_TASK PROMPT_
Produce a word-for-word copy of the listing below without its pictures.

_DATASET EXTRACT_
========================================================================
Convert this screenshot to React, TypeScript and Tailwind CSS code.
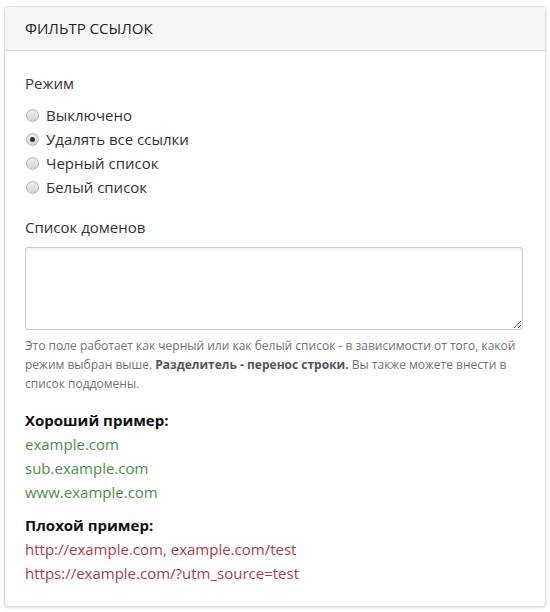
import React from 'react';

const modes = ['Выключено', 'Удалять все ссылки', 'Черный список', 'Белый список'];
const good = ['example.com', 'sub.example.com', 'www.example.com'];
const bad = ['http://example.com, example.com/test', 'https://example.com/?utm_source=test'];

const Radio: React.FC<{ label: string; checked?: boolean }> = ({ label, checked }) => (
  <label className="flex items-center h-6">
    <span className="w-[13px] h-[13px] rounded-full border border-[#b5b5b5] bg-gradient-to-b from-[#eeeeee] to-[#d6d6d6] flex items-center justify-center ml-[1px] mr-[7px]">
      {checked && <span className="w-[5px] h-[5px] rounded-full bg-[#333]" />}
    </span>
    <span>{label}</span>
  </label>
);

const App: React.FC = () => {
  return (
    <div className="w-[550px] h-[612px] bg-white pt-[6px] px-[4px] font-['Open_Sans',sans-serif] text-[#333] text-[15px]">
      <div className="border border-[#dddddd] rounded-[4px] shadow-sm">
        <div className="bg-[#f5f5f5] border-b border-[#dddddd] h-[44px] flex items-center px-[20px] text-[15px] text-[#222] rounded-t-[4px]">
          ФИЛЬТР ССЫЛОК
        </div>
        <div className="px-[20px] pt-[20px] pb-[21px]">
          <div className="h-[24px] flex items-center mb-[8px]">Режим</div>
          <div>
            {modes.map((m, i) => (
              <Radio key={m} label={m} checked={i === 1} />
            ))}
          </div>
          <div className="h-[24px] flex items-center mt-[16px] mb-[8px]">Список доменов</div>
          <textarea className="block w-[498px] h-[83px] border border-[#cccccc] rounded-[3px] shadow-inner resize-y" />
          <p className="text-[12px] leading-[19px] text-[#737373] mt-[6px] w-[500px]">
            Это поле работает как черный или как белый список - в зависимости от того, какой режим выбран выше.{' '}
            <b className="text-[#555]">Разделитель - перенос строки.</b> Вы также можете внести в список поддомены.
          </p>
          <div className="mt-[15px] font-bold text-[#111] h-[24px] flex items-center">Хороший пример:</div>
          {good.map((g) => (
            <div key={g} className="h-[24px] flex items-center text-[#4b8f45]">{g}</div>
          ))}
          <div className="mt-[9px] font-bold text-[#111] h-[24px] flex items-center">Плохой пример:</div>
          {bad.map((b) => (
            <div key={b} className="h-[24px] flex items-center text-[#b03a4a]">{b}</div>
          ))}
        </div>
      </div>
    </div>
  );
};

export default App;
========================================================================
_RESPONSE TO THIS TASK_
Convert this screenshot to React, TypeScript and Tailwind CSS code.
import React from 'react';

const modes = ['Выключено', 'Удалять все ссылки', 'Черный список', 'Белый список'];
const good = ['example.com', 'sub.example.com', 'www.example.com'];
const bad = ['http://example.com, example.com/test', 'https://example.com/?utm_source=test'];

const Radio: React.FC<{ label: string; checked?: boolean }> = ({ label, checked }) => (
  <label className="flex items-center h-6">
    <span className="w-[13px] h-[13px] rounded-full border border-[#b5b5b5] bg-gradient-to-b from-[#eeeeee] to-[#d6d6d6] flex items-center justify-center ml-[1px] mr-[7px]">
      {checked && <span className="w-[5px] h-[5px] rounded-full bg-[#333]" />}
    </span>
    <span>{label}</span>
  </label>
);

const App: React.FC = () => {
  return (
    <div className="w-[550px] h-[612px] bg-white pt-[6px] px-[4px] font-['Open_Sans',sans-serif] text-[#333] text-[15px]">
      <div className="border border-[#dddddd] rounded-[4px] shadow-sm">
        <div className="bg-[#f5f5f5] border-b border-[#dddddd] h-[44px] flex items-center px-[20px] text-[15px] text-[#222] rounded-t-[4px]">
          ФИЛЬТР ССЫЛОК
        </div>
        <div className="px-[20px] pt-[20px] pb-[21px]">
          <div className="h-[24px] flex items-center mb-[8px]">Режим</div>
          <div>
            {modes.map((m, i) => (
              <Radio key={m} label={m} checked={i === 1} />
            ))}
          </div>
          <div className="h-[24px] flex items-center mt-[16px] mb-[8px]">Список доменов</div>
          <textarea className="block w-[498px] h-[83px] border border-[#cccccc] rounded-[3px] shadow-inner resize-y" />
          <p className="text-[12px] leading-[19px] text-[#737373] mt-[6px] w-[500px]">
            Это поле работает как черный или как белый список - в зависимости от того, какой режим выбран выше.{' '}
            <b className="text-[#555]">Разделитель - перенос строки.</b> Вы также можете внести в список поддомены.
          </p>
          <div className="mt-[15px] font-bold text-[#111] h-[24px] flex items-center">Хороший пример:</div>
          {good.map((g) => (
            <div key={g} className="h-[24px] flex items-center text-[#4b8f45]">{g}</div>
          ))}
          <div className="mt-[9px] font-bold text-[#111] h-[24px] flex items-center">Плохой пример:</div>
          {bad.map((b) => (
            <div key={b} className="h-[24px] flex items-center text-[#b03a4a]">{b}</div>
          ))}
        </div>
      </div>
    </div>
  );
};

export default App;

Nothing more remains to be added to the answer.